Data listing
§

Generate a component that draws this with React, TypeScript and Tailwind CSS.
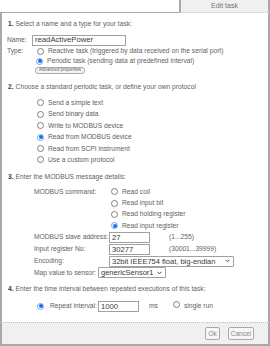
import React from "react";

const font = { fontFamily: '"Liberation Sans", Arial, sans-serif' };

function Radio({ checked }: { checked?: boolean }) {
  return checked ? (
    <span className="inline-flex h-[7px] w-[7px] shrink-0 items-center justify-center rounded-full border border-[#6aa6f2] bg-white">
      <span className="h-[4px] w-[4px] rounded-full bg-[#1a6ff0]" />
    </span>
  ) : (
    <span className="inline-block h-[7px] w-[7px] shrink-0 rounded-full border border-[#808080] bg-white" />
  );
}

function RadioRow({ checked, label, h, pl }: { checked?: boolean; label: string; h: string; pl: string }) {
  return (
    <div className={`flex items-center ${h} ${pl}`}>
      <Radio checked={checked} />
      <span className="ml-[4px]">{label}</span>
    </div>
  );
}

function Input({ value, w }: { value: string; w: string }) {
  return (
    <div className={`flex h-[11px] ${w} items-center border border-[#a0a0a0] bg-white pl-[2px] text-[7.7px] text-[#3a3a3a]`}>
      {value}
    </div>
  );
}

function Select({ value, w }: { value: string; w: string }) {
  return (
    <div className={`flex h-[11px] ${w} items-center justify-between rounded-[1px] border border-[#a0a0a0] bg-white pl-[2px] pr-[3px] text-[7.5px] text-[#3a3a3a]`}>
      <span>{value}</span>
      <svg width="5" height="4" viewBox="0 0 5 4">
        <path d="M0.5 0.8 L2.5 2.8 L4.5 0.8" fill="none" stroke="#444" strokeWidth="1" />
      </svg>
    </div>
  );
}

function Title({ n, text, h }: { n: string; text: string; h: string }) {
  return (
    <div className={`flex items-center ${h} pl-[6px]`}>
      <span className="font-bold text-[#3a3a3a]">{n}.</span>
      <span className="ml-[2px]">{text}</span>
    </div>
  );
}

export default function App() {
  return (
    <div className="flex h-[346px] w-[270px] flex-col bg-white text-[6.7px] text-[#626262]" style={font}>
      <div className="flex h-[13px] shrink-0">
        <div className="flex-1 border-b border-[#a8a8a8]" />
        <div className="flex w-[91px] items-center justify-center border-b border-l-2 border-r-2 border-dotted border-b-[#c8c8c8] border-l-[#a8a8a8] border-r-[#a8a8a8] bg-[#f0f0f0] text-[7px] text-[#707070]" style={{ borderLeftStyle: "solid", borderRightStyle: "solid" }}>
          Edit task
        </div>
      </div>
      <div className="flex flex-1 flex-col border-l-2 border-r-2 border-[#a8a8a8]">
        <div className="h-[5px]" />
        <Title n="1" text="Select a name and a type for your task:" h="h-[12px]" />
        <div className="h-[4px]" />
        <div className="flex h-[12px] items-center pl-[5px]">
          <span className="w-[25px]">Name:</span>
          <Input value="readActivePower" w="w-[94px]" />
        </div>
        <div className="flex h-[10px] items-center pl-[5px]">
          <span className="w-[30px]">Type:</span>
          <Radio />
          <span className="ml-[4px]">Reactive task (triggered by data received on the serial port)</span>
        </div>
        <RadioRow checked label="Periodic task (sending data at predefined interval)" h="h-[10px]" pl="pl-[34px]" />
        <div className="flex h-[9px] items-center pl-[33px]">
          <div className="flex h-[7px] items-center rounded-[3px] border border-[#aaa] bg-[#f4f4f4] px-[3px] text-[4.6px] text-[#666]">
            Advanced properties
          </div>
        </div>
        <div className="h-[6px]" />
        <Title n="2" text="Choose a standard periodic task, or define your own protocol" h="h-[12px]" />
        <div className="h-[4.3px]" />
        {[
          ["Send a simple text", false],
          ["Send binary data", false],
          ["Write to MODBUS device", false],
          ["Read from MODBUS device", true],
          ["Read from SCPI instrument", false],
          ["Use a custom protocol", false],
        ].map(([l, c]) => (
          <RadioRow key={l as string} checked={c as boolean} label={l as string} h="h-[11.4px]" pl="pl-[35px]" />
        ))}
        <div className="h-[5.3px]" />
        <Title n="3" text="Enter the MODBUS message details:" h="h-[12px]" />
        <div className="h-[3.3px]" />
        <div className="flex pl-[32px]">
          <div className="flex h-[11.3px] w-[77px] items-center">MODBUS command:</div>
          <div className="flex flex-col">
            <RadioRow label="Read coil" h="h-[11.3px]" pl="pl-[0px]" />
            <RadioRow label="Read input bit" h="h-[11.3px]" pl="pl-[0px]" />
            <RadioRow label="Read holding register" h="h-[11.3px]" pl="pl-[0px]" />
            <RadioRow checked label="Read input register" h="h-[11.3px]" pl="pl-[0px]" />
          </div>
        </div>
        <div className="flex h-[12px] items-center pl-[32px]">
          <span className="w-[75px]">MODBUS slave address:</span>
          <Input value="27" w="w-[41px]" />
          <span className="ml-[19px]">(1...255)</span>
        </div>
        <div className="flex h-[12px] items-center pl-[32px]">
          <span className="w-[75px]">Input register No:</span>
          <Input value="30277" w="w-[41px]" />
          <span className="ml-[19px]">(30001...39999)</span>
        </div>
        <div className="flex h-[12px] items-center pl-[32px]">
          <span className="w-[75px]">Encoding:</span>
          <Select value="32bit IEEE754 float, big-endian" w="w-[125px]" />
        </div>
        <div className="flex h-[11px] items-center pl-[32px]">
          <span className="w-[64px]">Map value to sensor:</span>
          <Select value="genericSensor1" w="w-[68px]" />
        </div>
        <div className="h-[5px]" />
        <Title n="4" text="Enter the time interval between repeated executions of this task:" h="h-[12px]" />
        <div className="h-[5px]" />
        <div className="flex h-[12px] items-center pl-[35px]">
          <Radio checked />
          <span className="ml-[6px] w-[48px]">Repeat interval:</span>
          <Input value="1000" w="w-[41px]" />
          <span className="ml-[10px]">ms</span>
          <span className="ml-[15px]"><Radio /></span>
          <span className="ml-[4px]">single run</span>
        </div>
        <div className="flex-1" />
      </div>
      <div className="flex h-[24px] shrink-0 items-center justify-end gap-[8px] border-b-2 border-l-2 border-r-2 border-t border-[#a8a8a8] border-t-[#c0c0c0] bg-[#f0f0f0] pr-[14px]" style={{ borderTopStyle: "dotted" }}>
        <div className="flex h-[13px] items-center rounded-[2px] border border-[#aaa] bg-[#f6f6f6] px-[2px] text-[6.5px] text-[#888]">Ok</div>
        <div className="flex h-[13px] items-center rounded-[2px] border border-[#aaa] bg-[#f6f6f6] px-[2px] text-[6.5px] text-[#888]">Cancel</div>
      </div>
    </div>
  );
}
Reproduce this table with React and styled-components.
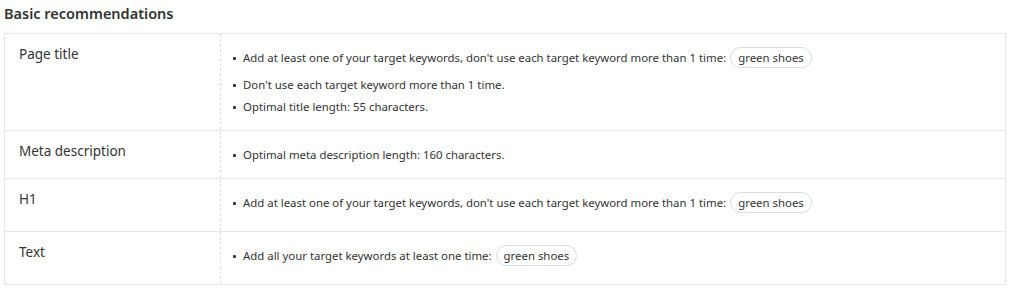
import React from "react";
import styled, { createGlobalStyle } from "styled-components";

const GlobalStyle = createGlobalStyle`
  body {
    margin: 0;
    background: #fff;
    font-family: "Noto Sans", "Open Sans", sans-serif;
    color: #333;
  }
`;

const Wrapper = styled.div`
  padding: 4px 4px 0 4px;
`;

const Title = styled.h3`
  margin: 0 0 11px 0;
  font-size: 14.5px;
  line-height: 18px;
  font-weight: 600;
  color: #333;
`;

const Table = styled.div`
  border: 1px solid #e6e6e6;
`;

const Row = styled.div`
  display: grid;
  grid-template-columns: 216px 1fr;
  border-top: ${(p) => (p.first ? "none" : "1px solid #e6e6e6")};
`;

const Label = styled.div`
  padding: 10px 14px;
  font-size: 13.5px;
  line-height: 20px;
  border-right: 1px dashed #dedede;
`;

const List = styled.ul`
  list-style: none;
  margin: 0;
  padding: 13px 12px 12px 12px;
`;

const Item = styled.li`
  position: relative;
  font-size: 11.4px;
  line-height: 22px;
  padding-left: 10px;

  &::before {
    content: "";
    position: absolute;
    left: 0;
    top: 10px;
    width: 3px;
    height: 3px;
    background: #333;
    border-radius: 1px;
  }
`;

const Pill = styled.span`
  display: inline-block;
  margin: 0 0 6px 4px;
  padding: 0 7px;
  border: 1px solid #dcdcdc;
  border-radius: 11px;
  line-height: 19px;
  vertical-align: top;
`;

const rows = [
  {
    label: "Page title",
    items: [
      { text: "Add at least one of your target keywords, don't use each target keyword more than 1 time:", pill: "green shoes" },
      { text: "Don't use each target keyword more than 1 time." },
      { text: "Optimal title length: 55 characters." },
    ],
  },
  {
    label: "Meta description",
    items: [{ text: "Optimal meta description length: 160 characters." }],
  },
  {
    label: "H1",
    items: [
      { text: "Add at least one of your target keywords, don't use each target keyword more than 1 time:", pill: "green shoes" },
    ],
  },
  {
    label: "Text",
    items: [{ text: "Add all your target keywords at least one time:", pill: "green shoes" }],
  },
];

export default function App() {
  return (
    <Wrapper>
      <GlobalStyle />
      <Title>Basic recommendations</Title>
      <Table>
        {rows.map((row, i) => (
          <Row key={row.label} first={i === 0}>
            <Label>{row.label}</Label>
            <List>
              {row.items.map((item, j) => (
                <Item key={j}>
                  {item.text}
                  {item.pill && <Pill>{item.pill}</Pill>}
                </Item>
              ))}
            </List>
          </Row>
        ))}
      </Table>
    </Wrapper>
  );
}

§

> _Aim of the task_:
Look through the entries above. Extract each line with the word "styled".

> _Written answer_:
Reproduce this table with React and styled-components.
import styled, { createGlobalStyle } from "styled-components";
const Wrapper = styled.div`
const Title = styled.h3`
const Table = styled.div`
const Row = styled.div`
const Label = styled.div`
const List = styled.ul`
const Item = styled.li`
const Pill = styled.span`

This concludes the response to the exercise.